[Source excerpt]
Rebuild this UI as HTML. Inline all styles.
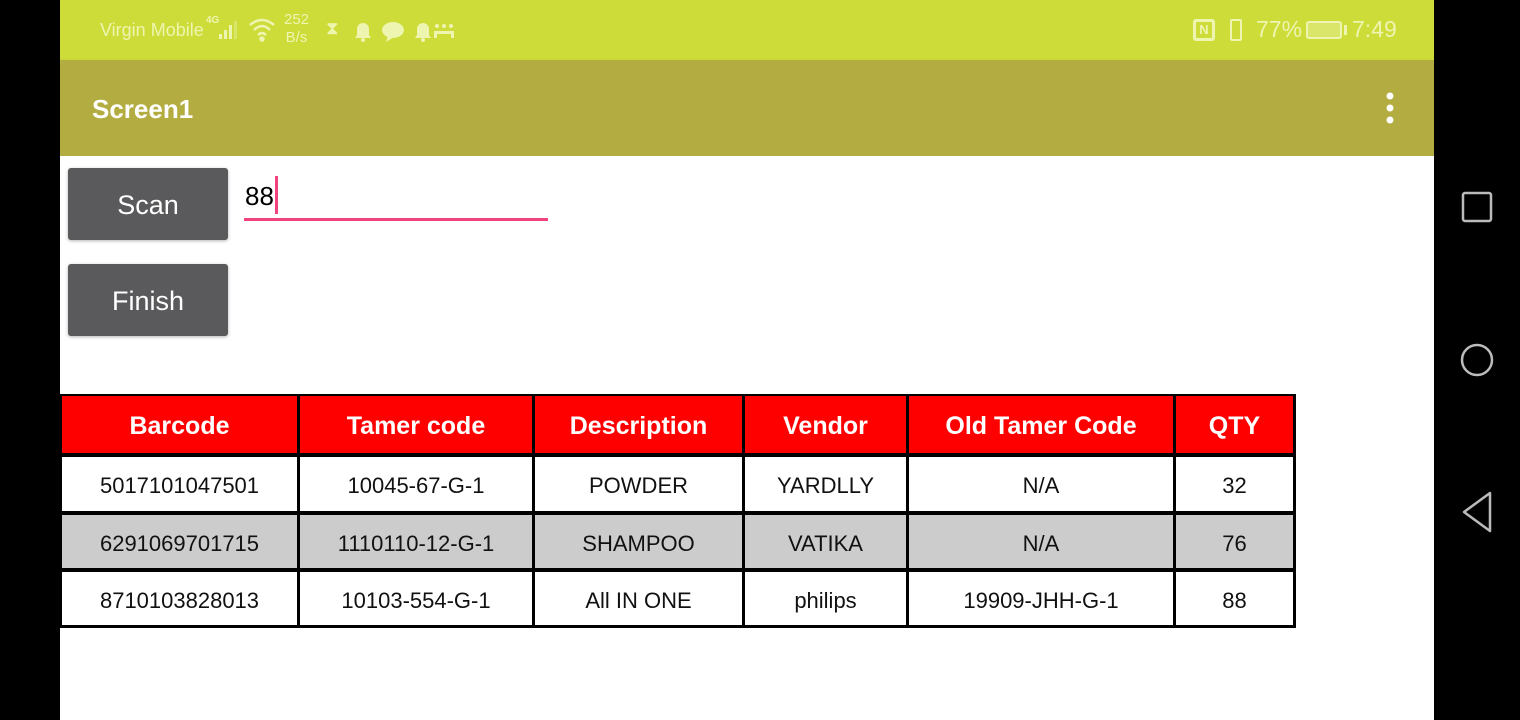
<!DOCTYPE html>
<html><head><meta charset="utf-8"><style>
*{margin:0;padding:0;box-sizing:border-box}
body{width:1520px;height:720px;background:#000;position:relative;overflow:hidden;font-family:"Liberation Sans",Roboto,sans-serif}
.abs{position:absolute}
.sb{left:60px;top:0;width:1374px;height:60px;background:#cddc39;color:#eef5b0}
.tb{left:60px;top:60px;width:1374px;height:96px;background:#b3ad41;box-shadow:0 2px 4px rgba(0,0,0,.2)}
.content{left:60px;top:156px;width:1374px;height:564px;background:#fff}
.btn{background:#5a5a5c;color:#fff;font-size:27px;display:flex;align-items:center;justify-content:center;border-radius:3px;box-shadow:0 1px 3px rgba(0,0,0,.3);padding-top:3px}
.c{position:absolute;display:flex;align-items:center;justify-content:center;font-size:22px;color:#111;padding-top:4px}
.h{background:#f00;color:#fff;font-weight:bold;font-size:25px}
.g{background:#ccc}
.w{background:#fff}
</style></head><body>
<div class="abs sb">
<div class="abs" style="left:40px;top:20px;font-size:18px">Virgin Mobile</div>
<div class="abs" style="left:146px;top:15px;font-size:10px;font-weight:bold">4G</div>
<svg class="abs" style="left:158px;top:18px" width="24" height="24"><rect x="1" y="16" width="3" height="5" fill="#eef5b0"/><rect x="6" y="12" width="3" height="9" fill="#eef5b0"/><rect x="11" y="7" width="3" height="14" fill="#eef5b0"/><rect x="16" y="3" width="3" height="18" fill="#d9e66a"/></svg>
<svg class="abs" style="left:188px;top:16px" width="28" height="26" fill="none" stroke="#eef5b0" stroke-width="2.5"><path d="M2 9 Q14 -1 26 9"/><path d="M6 14 Q14 6 22 14"/><path d="M10 19 Q14 15 18 19"/><circle cx="14" cy="23" r="1.5" fill="#eef5b0"/></svg>
<div class="abs" style="left:224px;top:11px;font-size:15px;line-height:18px;text-align:center">252<br>B/s</div>
<div class="abs" style="left:266px;top:18px;font-size:18px">⧗</div>
<svg class="abs" style="left:292px;top:18px" width="110" height="26" fill="#eef5b0"><path d="M3 20 L5 17 V11 a6 6 0 0 1 12 0 V17 L19 20Z"/><circle cx="11" cy="22" r="2"/><ellipse cx="41" cy="12" rx="11" ry="8"/><path d="M36 18 L34 24 L42 19Z"/><path d="M63 20 L65 17 V11 a6 6 0 0 1 12 0 V17 L79 20Z"/><circle cx="71" cy="22" r="2"/><circle cx="85" cy="8" r="2"/><circle cx="92" cy="8" r="2"/><circle cx="99" cy="8" r="2"/><rect x="82" y="13" width="20" height="3"/><rect x="82" y="16" width="3" height="4"/><rect x="99" y="16" width="3" height="4"/></svg>
<div class="abs" style="left:1133px;top:19px;width:22px;height:22px;border:3px solid #eef5b0;border-radius:3px;font-size:13px;font-weight:bold;text-align:center;line-height:16px">N</div>
<div class="abs" style="left:1170px;top:19px;width:12px;height:22px;border:2px solid #eef5b0;border-radius:2px"></div>
<div class="abs" style="left:1196px;top:16px;font-size:23px">77%</div>
<div class="abs" style="left:1246px;top:21px;width:36px;height:18px;border:2px solid #eef5b0;border-radius:3px;background:#d9e66a"></div>
<div class="abs" style="left:1284px;top:25px;width:3px;height:10px;background:#eef5b0"></div>
<div class="abs" style="left:1292px;top:16px;font-size:23px">7:49</div>
</div>
<div class="abs tb"><div class="abs" style="left:32px;top:34px;color:#fff;font-size:26px;font-weight:bold">Screen1</div>
<svg class="abs" style="left:1324px;top:30px" width="12" height="36" fill="#fff"><circle cx="6" cy="6" r="3.5"/><circle cx="6" cy="18" r="3.5"/><circle cx="6" cy="30" r="3.5"/></svg></div>
<div class="abs content"></div>
<div class="abs btn" style="left:68px;top:168px;width:160px;height:72px">Scan</div>
<div class="abs btn" style="left:68px;top:264px;width:160px;height:72px">Finish</div>
<div class="abs" style="left:245px;top:181px;font-size:26px;color:#000">88</div>
<div class="abs" style="left:275px;top:176px;width:3px;height:38px;background:#f0437f"></div>
<div class="abs" style="left:244px;top:218px;width:304px;height:3px;background:#f0437f"></div>
<div class="abs" style="left:60px;top:394px;width:1236px;height:234px;background:#000"></div>
<div class="abs" style="left:0;top:0">
<div class="c h" style="left:62px;top:396px;width:235px;height:57px">Barcode</div>
<div class="c h" style="left:300px;top:396px;width:232px;height:57px">Tamer code</div>
<div class="c h" style="left:535px;top:396px;width:207px;height:57px">Description</div>
<div class="c h" style="left:745px;top:396px;width:161px;height:57px">Vendor</div>
<div class="c h" style="left:909px;top:396px;width:264px;height:57px">Old Tamer Code</div>
<div class="c h" style="left:1176px;top:396px;width:117px;height:57px">QTY</div>

<div class="c w" style="left:62px;top:457px;width:235px;height:54px">5017101047501</div>
<div class="c w" style="left:300px;top:457px;width:232px;height:54px">10045-67-G-1</div>
<div class="c w" style="left:535px;top:457px;width:207px;height:54px">POWDER</div>
<div class="c w" style="left:745px;top:457px;width:161px;height:54px">YARDLLY</div>
<div class="c w" style="left:909px;top:457px;width:264px;height:54px">N/A</div>
<div class="c w" style="left:1176px;top:457px;width:117px;height:54px">32</div>

<div class="c g" style="left:62px;top:515px;width:235px;height:53px">6291069701715</div>
<div class="c g" style="left:300px;top:515px;width:232px;height:53px">1110110-12-G-1</div>
<div class="c g" style="left:535px;top:515px;width:207px;height:53px">SHAMPOO</div>
<div class="c g" style="left:745px;top:515px;width:161px;height:53px">VATIKA</div>
<div class="c g" style="left:909px;top:515px;width:264px;height:53px">N/A</div>
<div class="c g" style="left:1176px;top:515px;width:117px;height:53px">76</div>

<div class="c w" style="left:62px;top:572px;width:235px;height:53px">8710103828013</div>
<div class="c w" style="left:300px;top:572px;width:232px;height:53px">10103-554-G-1</div>
<div class="c w" style="left:535px;top:572px;width:207px;height:53px">All IN ONE</div>
<div class="c w" style="left:745px;top:572px;width:161px;height:53px">philips</div>
<div class="c w" style="left:909px;top:572px;width:264px;height:53px">19909-JHH-G-1</div>
<div class="c w" style="left:1176px;top:572px;width:117px;height:53px">88</div>
</div>
<svg class="abs" style="left:1450px;top:180px" width="60" height="360" fill="none" stroke="#bbb" stroke-width="2.5"><rect x="13" y="13" width="28" height="28" rx="2"/><circle cx="27" cy="180" r="15"/><path d="M40 313 L14 332 L40 351Z" stroke-linejoin="round"/></svg>
</body></html>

[What you are asked to do] Make an exact copy of the whole listing, but don't bring over any pictures.

[Written response]
Rebuild this UI as HTML. Inline all styles.
<!DOCTYPE html>
<html><head><meta charset="utf-8"><style>
*{margin:0;padding:0;box-sizing:border-box}
body{width:1520px;height:720px;background:#000;position:relative;overflow:hidden;font-family:"Liberation Sans",Roboto,sans-serif}
.abs{position:absolute}
.sb{left:60px;top:0;width:1374px;height:60px;background:#cddc39;color:#eef5b0}
.tb{left:60px;top:60px;width:1374px;height:96px;background:#b3ad41;box-shadow:0 2px 4px rgba(0,0,0,.2)}
.content{left:60px;top:156px;width:1374px;height:564px;background:#fff}
.btn{background:#5a5a5c;color:#fff;font-size:27px;display:flex;align-items:center;justify-content:center;border-radius:3px;box-shadow:0 1px 3px rgba(0,0,0,.3);padding-top:3px}
.c{position:absolute;display:flex;align-items:center;justify-content:center;font-size:22px;color:#111;padding-top:4px}
.h{background:#f00;color:#fff;font-weight:bold;font-size:25px}
.g{background:#ccc}
.w{background:#fff}
</style></head><body>
<div class="abs sb">
<div class="abs" style="left:40px;top:20px;font-size:18px">Virgin Mobile</div>
<div class="abs" style="left:146px;top:15px;font-size:10px;font-weight:bold">4G</div>
<svg class="abs" style="left:158px;top:18px" width="24" height="24"><rect x="1" y="16" width="3" height="5" fill="#eef5b0"/><rect x="6" y="12" width="3" height="9" fill="#eef5b0"/><rect x="11" y="7" width="3" height="14" fill="#eef5b0"/><rect x="16" y="3" width="3" height="18" fill="#d9e66a"/></svg>
<svg class="abs" style="left:188px;top:16px" width="28" height="26" fill="none" stroke="#eef5b0" stroke-width="2.5"><path d="M2 9 Q14 -1 26 9"/><path d="M6 14 Q14 6 22 14"/><path d="M10 19 Q14 15 18 19"/><circle cx="14" cy="23" r="1.5" fill="#eef5b0"/></svg>
<div class="abs" style="left:224px;top:11px;font-size:15px;line-height:18px;text-align:center">252<br>B/s</div>
<div class="abs" style="left:266px;top:18px;font-size:18px">⧗</div>
<svg class="abs" style="left:292px;top:18px" width="110" height="26" fill="#eef5b0"><path d="M3 20 L5 17 V11 a6 6 0 0 1 12 0 V17 L19 20Z"/><circle cx="11" cy="22" r="2"/><ellipse cx="41" cy="12" rx="11" ry="8"/><path d="M36 18 L34 24 L42 19Z"/><path d="M63 20 L65 17 V11 a6 6 0 0 1 12 0 V17 L79 20Z"/><circle cx="71" cy="22" r="2"/><circle cx="85" cy="8" r="2"/><circle cx="92" cy="8" r="2"/><circle cx="99" cy="8" r="2"/><rect x="82" y="13" width="20" height="3"/><rect x="82" y="16" width="3" height="4"/><rect x="99" y="16" width="3" height="4"/></svg>
<div class="abs" style="left:1133px;top:19px;width:22px;height:22px;border:3px solid #eef5b0;border-radius:3px;font-size:13px;font-weight:bold;text-align:center;line-height:16px">N</div>
<div class="abs" style="left:1170px;top:19px;width:12px;height:22px;border:2px solid #eef5b0;border-radius:2px"></div>
<div class="abs" style="left:1196px;top:16px;font-size:23px">77%</div>
<div class="abs" style="left:1246px;top:21px;width:36px;height:18px;border:2px solid #eef5b0;border-radius:3px;background:#d9e66a"></div>
<div class="abs" style="left:1284px;top:25px;width:3px;height:10px;background:#eef5b0"></div>
<div class="abs" style="left:1292px;top:16px;font-size:23px">7:49</div>
</div>
<div class="abs tb"><div class="abs" style="left:32px;top:34px;color:#fff;font-size:26px;font-weight:bold">Screen1</div>
<svg class="abs" style="left:1324px;top:30px" width="12" height="36" fill="#fff"><circle cx="6" cy="6" r="3.5"/><circle cx="6" cy="18" r="3.5"/><circle cx="6" cy="30" r="3.5"/></svg></div>
<div class="abs content"></div>
<div class="abs btn" style="left:68px;top:168px;width:160px;height:72px">Scan</div>
<div class="abs btn" style="left:68px;top:264px;width:160px;height:72px">Finish</div>
<div class="abs" style="left:245px;top:181px;font-size:26px;color:#000">88</div>
<div class="abs" style="left:275px;top:176px;width:3px;height:38px;background:#f0437f"></div>
<div class="abs" style="left:244px;top:218px;width:304px;height:3px;background:#f0437f"></div>
<div class="abs" style="left:60px;top:394px;width:1236px;height:234px;background:#000"></div>
<div class="abs" style="left:0;top:0">
<div class="c h" style="left:62px;top:396px;width:235px;height:57px">Barcode</div>
<div class="c h" style="left:300px;top:396px;width:232px;height:57px">Tamer code</div>
<div class="c h" style="left:535px;top:396px;width:207px;height:57px">Description</div>
<div class="c h" style="left:745px;top:396px;width:161px;height:57px">Vendor</div>
<div class="c h" style="left:909px;top:396px;width:264px;height:57px">Old Tamer Code</div>
<div class="c h" style="left:1176px;top:396px;width:117px;height:57px">QTY</div>

<div class="c w" style="left:62px;top:457px;width:235px;height:54px">5017101047501</div>
<div class="c w" style="left:300px;top:457px;width:232px;height:54px">10045-67-G-1</div>
<div class="c w" style="left:535px;top:457px;width:207px;height:54px">POWDER</div>
<div class="c w" style="left:745px;top:457px;width:161px;height:54px">YARDLLY</div>
<div class="c w" style="left:909px;top:457px;width:264px;height:54px">N/A</div>
<div class="c w" style="left:1176px;top:457px;width:117px;height:54px">32</div>

<div class="c g" style="left:62px;top:515px;width:235px;height:53px">6291069701715</div>
<div class="c g" style="left:300px;top:515px;width:232px;height:53px">1110110-12-G-1</div>
<div class="c g" style="left:535px;top:515px;width:207px;height:53px">SHAMPOO</div>
<div class="c g" style="left:745px;top:515px;width:161px;height:53px">VATIKA</div>
<div class="c g" style="left:909px;top:515px;width:264px;height:53px">N/A</div>
<div class="c g" style="left:1176px;top:515px;width:117px;height:53px">76</div>

<div class="c w" style="left:62px;top:572px;width:235px;height:53px">8710103828013</div>
<div class="c w" style="left:300px;top:572px;width:232px;height:53px">10103-554-G-1</div>
<div class="c w" style="left:535px;top:572px;width:207px;height:53px">All IN ONE</div>
<div class="c w" style="left:745px;top:572px;width:161px;height:53px">philips</div>
<div class="c w" style="left:909px;top:572px;width:264px;height:53px">19909-JHH-G-1</div>
<div class="c w" style="left:1176px;top:572px;width:117px;height:53px">88</div>
</div>
<svg class="abs" style="left:1450px;top:180px" width="60" height="360" fill="none" stroke="#bbb" stroke-width="2.5"><rect x="13" y="13" width="28" height="28" rx="2"/><circle cx="27" cy="180" r="15"/><path d="M40 313 L14 332 L40 351Z" stroke-linejoin="round"/></svg>
</body></html>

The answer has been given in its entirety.